This is actually Part 4 of a series I started on my old blog. I'll probably get around to transporting Parts 1-3 to this blog soon. It's all about getting imaginative ideas flowing and then down on paper.
Make friends with loneliness
In our western culture, where we're bombarded with subtle cues to behave like the rest of the world, it can be difficult to see a big, ambitious writing or art project through to the finish. I think there is a certain amount of pressure we battle with to give up because of what we perceive as loneliness and lack of support. This is inherent in the occupation. Sometimes we find it hard to avoid these feelings when we think, "It's just me and my scrapbook," or "It's just me and my computer," every day.
I mentioned this at the Christian writer's conference because I think people who live in the Christian culture can find this particularly hard. We always hear about great, upfront things people are doing to actively change their worlds. They're going on mission trips, street-witnessing, caring for the sick, smuggling Bibles into China, preaching and teaching. In other words, they're "out there" and we honour them for it. But sometimes those of us who are pursuing occupations such as writing feel as if people don't care whether we ever finish writing our books or not. In fact, I've sometimes got the impression (often from very extroverted, up-front Christians) that there is a fine line between not caring and disapproval. "People are starving out there, yet you're sitting around writing fantasy novels!"
The first antidote to this is to remind ourselves every day that writing and the arts are equally as important, in their way, as the more up-front, hands-on occupations. God is the author of one just as much as the other. Stories and Art can add beauty to the world and change peoples' entire world outlooks. That's why they used to say, "The pen is mightier than the sword" I found another excellent eighteenth century quote, "If a man were permitted to make all the ballads, he need not care who should make the laws of a nation!" That's how powerful such things as writing, art and music can be on the thinking of people.
I took the advice of author Natalie Goldberg, who wrote on the subject of the writer's loneliness, "Just break through these feelings. A bit of loneliness is just loneliness. It's nothing to fear or shy away from. If you're not afraid to face it, it loses its scariness. If you stop cringing from it, it loses its power." I found it great when I began to think in this manner, enjoyed my characters as friends, and accepted myself as a person who enjoys doing something that requires no company for 80% of the time.
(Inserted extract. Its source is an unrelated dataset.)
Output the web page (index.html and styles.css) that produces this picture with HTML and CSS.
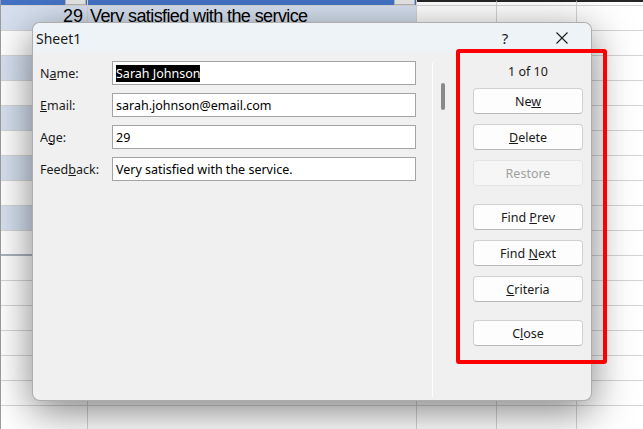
FILE: index.html
```html
<!DOCTYPE html>
<html lang="en">
<head>
    <meta charset="UTF-8">
    <meta name="viewport" content="width=device-width, initial-scale=1.0">
    <title>Sheet1 - Data Form</title>
    <link rel="stylesheet" href="styles.css">
</head>
<body>
    <div class="sheet">
        <div class="row head"><div class="c"><span class="filter"></span></div><div class="c"><span class="filter"></span></div><div class="c"></div><div class="c"></div><div class="c"></div></div>
        <div class="row band"><div class="c num">29</div><div class="c txt">Very satisfied with the service</div><div class="c"></div><div class="c"></div><div class="c"></div></div>
        <div class="row"><div class="c"></div><div class="c"></div><div class="c"></div><div class="c"></div><div class="c"></div></div>
        <div class="row band"><div class="c"></div><div class="c"></div><div class="c"></div><div class="c"></div><div class="c"></div></div>
        <div class="row"><div class="c"></div><div class="c"></div><div class="c"></div><div class="c"></div><div class="c"></div></div>
        <div class="row band"><div class="c"></div><div class="c"></div><div class="c"></div><div class="c"></div><div class="c"></div></div>
        <div class="row"><div class="c"></div><div class="c"></div><div class="c"></div><div class="c"></div><div class="c"></div></div>
        <div class="row band"><div class="c"></div><div class="c"></div><div class="c"></div><div class="c"></div><div class="c"></div></div>
        <div class="row"><div class="c"></div><div class="c"></div><div class="c"></div><div class="c"></div><div class="c"></div></div>
        <div class="row band"><div class="c"></div><div class="c"></div><div class="c"></div><div class="c"></div><div class="c"></div></div>
        <div class="row last"><div class="c"></div><div class="c"></div><div class="c"></div><div class="c"></div><div class="c"></div></div>
        <div class="row"><div class="c"></div><div class="c"></div><div class="c"></div><div class="c"></div><div class="c"></div></div>
        <div class="row"><div class="c"></div><div class="c"></div><div class="c"></div><div class="c"></div><div class="c"></div></div>
        <div class="row"><div class="c"></div><div class="c"></div><div class="c"></div><div class="c"></div><div class="c"></div></div>
        <div class="row"><div class="c"></div><div class="c"></div><div class="c"></div><div class="c"></div><div class="c"></div></div>
        <div class="row"><div class="c"></div><div class="c"></div><div class="c"></div><div class="c"></div><div class="c"></div></div>
        <div class="row"><div class="c"></div><div class="c"></div><div class="c"></div><div class="c"></div><div class="c"></div></div>
        <div class="row"><div class="c"></div><div class="c"></div><div class="c"></div><div class="c"></div><div class="c"></div></div>
    </div>

    <div class="dialog">
        <div class="titlebar">
            <span class="title">Sheet1</span>
            <span class="tb-btn help">?</span>
            <span class="tb-btn close">
                <svg width="12" height="12" viewBox="0 0 12 12"><path d="M0.5 0.5L11.5 11.5M11.5 0.5L0.5 11.5" stroke="#1b1b1b" stroke-width="1.1" fill="none"/></svg>
            </span>
        </div>
        <div class="dlg-body">
            <div class="fields">
                <div class="field"><label>N<u>a</u>me:</label><div class="input"><span class="sel">Sarah Johnson</span></div></div>
                <div class="field"><label><u>E</u>mail:</label><div class="input">sarah.johnson@email.com</div></div>
                <div class="field"><label>A<u>g</u>e:</label><div class="input">29</div></div>
                <div class="field"><label>Feed<u>b</u>ack:</label><div class="input">Very satisfied with the service.</div></div>
            </div>
            <div class="sep"></div>
            <div class="scroll"><div class="thumb"></div></div>
            <div class="actions">
                <div class="count">1 of 10</div>
                <button class="btn first">Ne<u>w</u></button>
                <button class="btn"><u>D</u>elete</button>
                <button class="btn" disabled>Restore</button>
                <button class="btn group">Find <u>P</u>rev</button>
                <button class="btn">Find <u>N</u>ext</button>
                <button class="btn"><u>C</u>riteria</button>
                <button class="btn group">C<u>l</u>ose</button>
            </div>
        </div>
    </div>

    <div class="callout"></div>
</body>
</html>
```

FILE: styles.css
```css
body {
    margin: 0;
    width: 643px;
    height: 429px;
    overflow: hidden;
    position: relative;
    background: #fff;
    font-family: "Noto Sans", sans-serif;
}

/* worksheet behind the dialog */
.sheet {
    border-left: 1px solid #9c9c9c;
}
.row {
    display: grid;
    grid-template-columns: 87px 329px 80px 80px 80px;
    height: 25px;
}
.row .c {
    box-sizing: border-box;
    border-right: 1px solid #d4d4d4;
    border-bottom: 1px solid #d4d4d4;
}
.row.head {
    height: 6px;
}
.head .c:nth-child(-n+2) {
    background: #4472c4;
    display: flex;
    justify-content: flex-end;
}
.head .c:nth-child(n+3) {
    border-top: 2px solid #262626;
}
.filter {
    width: 19px;
    height: 4px;
    margin-right: 1px;
    background: #e6e6e6;
    border: 1px solid #b5b5b5;
    border-top: none;
}
.band .c:nth-child(-n+2) {
    background: #d6e0ef;
}
.last .c:nth-child(-n+2) {
    border-bottom: 2px solid #aab2be;
}
.num, .txt {
    font-family: "Liberation Sans Narrow", "Liberation Sans", sans-serif;
    font-size: 18px;
    line-height: 19px;
    padding-top: 1px;
    color: #000;
}
.num {
    text-align: right;
    padding-right: 4px;
}
.txt {
    padding-left: 2px;
    letter-spacing: -0.6px;
    white-space: nowrap;
    overflow: hidden;
}

/* data form dialog */
.dialog {
    position: absolute;
    left: 32px;
    top: 22px;
    width: 560px;
    height: 379px;
    box-sizing: border-box;
    border: 1px solid rgba(0, 0, 0, 0.28);
    border-radius: 8px;
    background: #f0f0f0;
    box-shadow: 0 10px 40px rgba(0, 0, 0, 0.5);
    overflow: hidden;
    display: flex;
    flex-direction: column;
    color: #1a1a1a;
}
.titlebar {
    height: 30px;
    flex-shrink: 0;
    background: #eef3f7;
    display: flex;
    align-items: center;
}
.title {
    flex: 1;
    padding-left: 3px;
    font-size: 14px;
}
.tb-btn {
    height: 30px;
    display: flex;
    align-items: center;
    justify-content: center;
}
.help {
    width: 56px;
    font-size: 15px;
}
.close {
    width: 58px;
}
.dlg-body {
    flex: 1;
    display: flex;
}
.fields {
    width: 392px;
    padding: 8px 0 0 7px;
}
.field {
    display: flex;
    align-items: center;
    height: 24px;
    margin-bottom: 8px;
}
.field label {
    width: 72px;
    font-size: 12.5px;
}
.input {
    width: 304px;
    height: 24px;
    box-sizing: border-box;
    border: 1px solid #a3a3a3;
    background: #fff;
    padding-left: 3px;
    display: flex;
    align-items: center;
    font-size: 12.5px;
    color: #000;
    white-space: nowrap;
}
.sel {
    background: #000;
    color: #fff;
}
.sep {
    width: 1px;
    background: #fff;
    margin: 10px 0 3px;
}
.scroll {
    width: 23px;
}
.thumb {
    margin: 30px 0 0 8px;
    width: 4px;
    height: 27px;
    border-radius: 2px;
    background: #8a8a8a;
}
.actions {
    width: 135px;
    box-sizing: border-box;
    padding-left: 17px;
    display: flex;
    flex-direction: column;
}
.count {
    width: 110px;
    margin-top: 10px;
    line-height: 18px;
    font-size: 12.5px;
    text-align: center;
}
.btn {
    width: 110px;
    height: 26px;
    margin-top: 10px;
    padding: 0;
    border: 1px solid #d0d0d0;
    border-bottom-color: #b9b9b9;
    border-radius: 4px;
    background: #fdfdfd;
    font-family: "Noto Sans", sans-serif;
    font-size: 12.5px;
    color: #1a1a1a;
}
.btn.first {
    margin-top: 7px;
}
.btn.group {
    margin-top: 18px;
}
.btn:disabled {
    background: #f6f6f6;
    border-color: #e4e4e4;
    color: #a0a0a0;
}

/* red annotation frame */
.callout {
    position: absolute;
    left: 456px;
    top: 49px;
    width: 151px;
    height: 315px;
    box-sizing: border-box;
    border: 4px solid #ff0000;
    border-radius: 3px;
}
```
It's just how writers are wired.
Last year, I read something in a book about Mother Teresa that I took on board and used to change the way I think. She was being interviewed by an author who said something along the lines of, "When I look at all the good you and you sisters are doing, I feel convicted that I'm taking the soft and easy option." Mother Teresa immediately rebuked him, "Don't ever say that! What you're doing is just as important as what we're doing and don't ever forget it. God has given you an amazing gift of writing and you have the potential to do so much good in the world through it. Don't ever make the mistake of down-playing the importance of what God's given you to do." That made an impression on me and I think it's a good place to stop today.